En effet, lorsqu’une étoile massive meurt, elle explose en supernova et laisse derrière elle soit un trou noir, soit une étoile à neutrons ; la Vache pourrait représenter la naissance d’un de ces vestiges stellaires. Le rayonnement optique et ultraviolet de l’événement, de même que les émissions de rayons X qui ont suivi peu de temps après l’explosion, pourraient correspondre à une supernova — à condition que l’étoile d’origine ait une masse relativement faible, car dans le cas contraire, le nuage de débris en expansion aurait sans doute bloqué la lumière provenant de l’objet.
À partir des données du télescope Swift, une autre équipe de recherche soutenait qu’il pouvait également s’agir d’une étoile — plus particulièrement d’une naine blanche — déchiquetée par un événement de rupture par effet de marée.
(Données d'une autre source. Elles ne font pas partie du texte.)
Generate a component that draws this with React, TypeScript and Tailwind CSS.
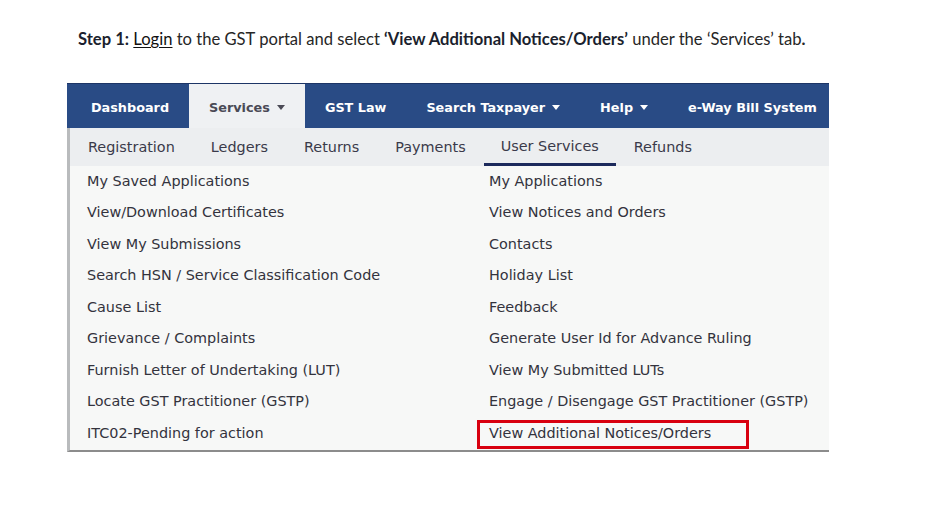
import React from "react";

const navItems = [
  { label: "Dashboard" },
  { label: "Services", caret: true, active: true },
  { label: "GST Law" },
  { label: "Search Taxpayer", caret: true },
  { label: "Help", caret: true },
  { label: "e-Way Bill System" },
];

const subTabs = ["Registration", "Ledgers", "Returns", "Payments", "User Services", "Refunds"];

const leftLinks = [
  "My Saved Applications",
  "View/Download Certificates",
  "View My Submissions",
  "Search HSN / Service Classification Code",
  "Cause List",
  "Grievance / Complaints",
  "Furnish Letter of Undertaking (LUT)",
  "Locate GST Practitioner (GSTP)",
  "ITC02-Pending for action",
];

const rightLinks = [
  "My Applications",
  "View Notices and Orders",
  "Contacts",
  "Holiday List",
  "Feedback",
  "Generate User Id for Advance Ruling",
  "View My Submitted LUTs",
  "Engage / Disengage GST Practitioner (GSTP)",
];

function Caret() {
  return (
    <svg width="8" height="5" viewBox="0 0 8 5" className="ml-[7px] inline-block shrink-0">
      <path d="M0 0h8L4 5z" fill="currentColor" />
    </svg>
  );
}

export default function App() {
  return (
    <div className="w-[940px] h-[529px] bg-white relative overflow-hidden">
      {/* Instruction line */}
      <p
        className="pl-[78px] pt-[29px] text-[16.6px] leading-[20px] text-[#262626]"
        style={{ fontFamily: "Lato, 'Liberation Sans', sans-serif" }}
      >
        <span className="font-bold text-[#1b1f2e]">Step 1:</span>{" "}
        <span className="underline underline-offset-2 text-[#111]">Login</span> to the GST portal and select{" "}
        <span className="font-bold text-[#1b1f2e]">‘View Additional Notices/Orders’</span> under the ‘Services’ tab
        <span className="font-bold">.</span>
      </p>

      {/* Portal screenshot */}
      <div
        className="ml-[67px] mt-[34px] w-[762px] text-[14.4px]"
        style={{ fontFamily: "Verdana, 'DejaVu Sans', sans-serif" }}
      >
        {/* Top nav */}
        <div className="flex h-[45px] bg-[#294b85] border-t border-[#1d3566] pl-[4px] overflow-hidden whitespace-nowrap">
          {navItems.map((item) => (
            <div
              key={item.label}
              className={
                item.active
                  ? "flex shrink-0 items-center px-5 pt-[3px] bg-[#eff1f3] text-[#4a4a55] text-[12.8px] font-bold"
                  : "flex shrink-0 items-center px-5 pt-[3px] text-white text-[12.8px] font-bold"
              }
            >
              {item.label}
              {item.caret && <Caret />}
            </div>
          ))}
        </div>

        <div className="border-l-[3px] border-b-2 border-l-[#b9bbbd] border-b-[#8c8c8c]">
          {/* Sub tabs */}
          <div className="flex h-[38px] bg-[#eceef0] whitespace-nowrap">
            {subTabs.map((tab) => (
              <div
                key={tab}
                className={
                  tab === "User Services"
                    ? "flex items-center px-[17px] pt-[3px] text-[#3a3a4a] border-b-[3px] border-[#1c2a5c]"
                    : "flex items-center px-[18px] pt-[2px] text-[#3a3a4a]"
                }
              >
                {tab}
              </div>
            ))}
          </div>

          {/* Menu links */}
          <div className="grid grid-cols-[402px_1fr] bg-[#f7f8f7] pl-[17px] text-[#33333d] whitespace-nowrap">
            <div className="flex flex-col">
              {leftLinks.map((l) => (
                <div key={l} className="h-[31.5px] flex items-center">
                  {l}
                </div>
              ))}
            </div>
            <div className="flex flex-col">
              {rightLinks.map((l) => (
                <div key={l} className="h-[31.5px] flex items-center">
                  {l}
                </div>
              ))}
              <div className="h-[31.5px] flex items-end">
                <div className="ml-[-12px] mb-[1px] h-[29px] w-[272px] flex items-center pl-[9px] border-[3px] border-[#d8000f]">
                  View Additional Notices/Orders
                </div>
              </div>
            </div>
          </div>
        </div>
      </div>
    </div>
  );
}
La masse du trou noir impliqué dans ce scénario pourrait être comprise entre 100 000 et 1 million de fois celle du Soleil ; il est possible que AT2018cow se soit produit dans une galaxie dont les populations stellaires plus anciennes pourraient avoir une proportion plus élevée de naines blanches.
Le Dr Maund et ses collègues n’ont toujours pas identifié avec certitude ce qui cause les FBOT : « Les étoiles concernées peuvent avoir créé un disque juste avant de mourir ou il peut s’agir de supernovas ratées, où le cœur de l’étoile s’effondre pour former un trou noir ou une étoile à neutrons qui dévore ensuite le reste de l’étoile », explique-t-il. Les données de polarisation qu’ils ont recueillies pourraient toutefois aider à éclaircir leurs origines.
L’équipe envisage d’entreprendre une nouvelle étude à partir des données recueillies par la campagne Legacy Survey of Space and Time, qui sera menée à l’Observatoire international Vera Rubin, au Chili. Ils espèrent découvrir d’autres FBOT présentant une polarisation similaire et ainsi, mieux comprendre ces intenses flashs cosmiques.